Vision systems monitor aggregate size distribution; inline slump/flow sensors reduce manual checks and truck wait times.
Predictive maintenance on motors, screws, bearings, and dust collectors—fed by vibration, temperature, and current data—extends component life and cuts unplanned outages.
Each of these capabilities chips away at the cost per m³, while lifting consistency—critical for commercial clients and infrastructure contracts.

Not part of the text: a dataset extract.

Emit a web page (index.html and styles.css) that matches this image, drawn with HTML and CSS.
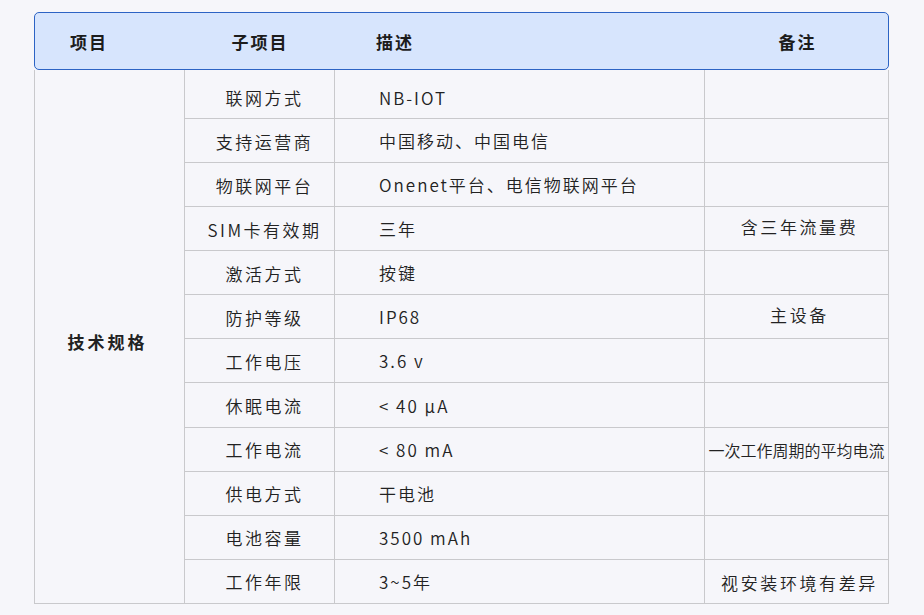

Low-carbon materials and regulatory tailwinds
The industry is pivoting toward supplementary cementitious materials (SCMs) such as fly ash, slag, calcined clays, and finely ground limestone. Early adopters also explore CO₂ mineralization and admixtures enabling lower clinker factors. Why this matters for setup cost:
Plants designed with additional silos, multi-screw dosing, and dedicated SCM handling incur slightly higher CAPEX but unlock cement savings and access to green-premium projects.
Water recycling systems, closed-loop slurry management, and high-efficiency dust collection reduce compliance risk and wastewater hauling fees.

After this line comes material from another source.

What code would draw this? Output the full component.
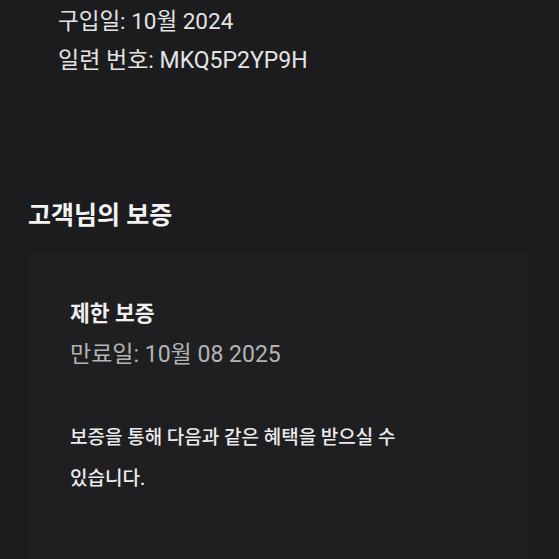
import React from 'react';

const font = { fontFamily: 'Roboto, "Noto Sans CJK KR", sans-serif' };

const App: React.FC = () => {
    return (
        <div className="h-[559px] w-[559px] bg-[#1c1c1e] overflow-hidden" style={font}>
            <div className="pl-[58px] pt-[1px] text-[22.5px] text-[#e4e4e4] leading-[40px]">
                <p>구입일: 10월 2024</p>
                <p className="text-[23px]">일련 번호: MKQ5P2YP9H</p>
            </div>
            <h2 className="mt-[120px] pl-[28px] text-[25px] font-bold text-[#f3f3f3] leading-[30px]">고객님의 보증</h2>
            <div className="mt-[22px] ml-[29px] w-[499px] h-[306px] bg-[#1f1f21] pl-[41px] pt-[46px]">
                <h3 className="text-[21.5px] font-bold text-[#f0f0f0] leading-[30px]">제한 보증</h3>
                <p className="mt-[11px] text-[23px] text-[#b4b4b4] leading-[30px]">만료일: 10월 08 2025</p>
                <p className="mt-[47px] w-[360px] break-keep text-[19px] font-medium text-[#ececec] leading-[41px]">
                    보증을 통해 다음과 같은 혜택을 받으실 수 있습니다.
                </p>
            </div>
        </div>
    );
};

export default App;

As carbon disclosure expands (EPDs, client ESG requirements), a plant that can document lower embodied carbon gains pricing power and utilization, improving ROI for an rmc plant business.
Logistics and fleet digitization
In RMC, logistics is often half the battle. Technology is compressing costs outside the fence:
Dispatch optimization and driver apps reduce empty miles and jobsite wait times.
Telematics and geofencing improve cycle-time predictability.
Digital delivery tickets (e-proof of delivery) and e-invoicing accelerate cash conversion, which lowers working-capital cost.
On-truck slump monitoring and drum speed control reduce rejected loads and retempering labor.
A plant that shortens the average truck cycle can achieve higher revenue throughput without adding mixers—a structural advantage for an rmc plant business expanding in dense urban markets.
Safety, installation, and compliance economics
Future-ready plants bake safety into the layout:
Walk-level maintenance platforms, interlocked guards, and confined-space minimization reduce incidents and insurance premiums.
Enclosed transfer points and bag-to-bulk cement handling curb dust exposure, supporting stricter PM limits.
E-learning and VR training for operators compress the ramp-up curve during commissioning.
Fewer incidents and faster operator proficiency lower indirect setup costs and early-life performance penalties.
Market structure and capacity right-sizing
Demand drivers—urbanization, industrial parks, logistics hubs, and public infrastructure—favor plants in the 60–120 m³/h range with surge capability for peaks. However, volatile order books argue for scalable configurations:
Start with a core line (e.g., twin-shaft mixer + 2–3 silos), pre-engineered to add silos, an extra admixture station, or a second mixer later.
Use modular aggregates (bolt-on bins and conveyors) to expand from 3 to 5 fractions as the product portfolio grows.
Consider hybrid setups: one stationary plant serving base demand plus a smaller mobile unit for remote or seasonal work.
Right-sizing avoids over-capitalization—often the silent killer of young rmc plant businesses.
Financing and ownership models
Another force shaping setup cost is how you pay:
Vendor financing and operating leases smooth cash flows and keep debt off balance sheet.
Performance-linked service contracts (uptime or $/m³ guarantees) shift part of reliability risk back to suppliers.
Energy PPAs or rooftop solar with storage can cap electricity volatility and improve ESG scoring.
The headline equipment invoice matters less when financing lowers the effective cost of capital and protects margins.
Action plan for cost-smart investors
Specify for TCO: demand energy curves, maintenance intervals, and cement-savings evidence—not just price quotes.
Design for low-carbon mixes: extra silos, flexible dosing, wash-water recycling, and robust dust control from day one.
Digitize the flow: connect ERP, dispatch, QC lab, and e-ticketing to tighten planning and cash collection.
Pilot predictive maintenance on the top 10 critical components to cut unplanned downtime.
Stage the capacity: start modular, pre-engineer expansions, and align fleet size to the true cycle-time model.
Bottom line: The future of RMC plant setup cost is less about chasing the cheapest equipment and more about engineering a plant that installs faster, runs cleaner, and produces consistent quality at a lower cost per cubic meter. For any rmc plant business, technology-led design and operations will turn a capital project into a durable competitive advantage.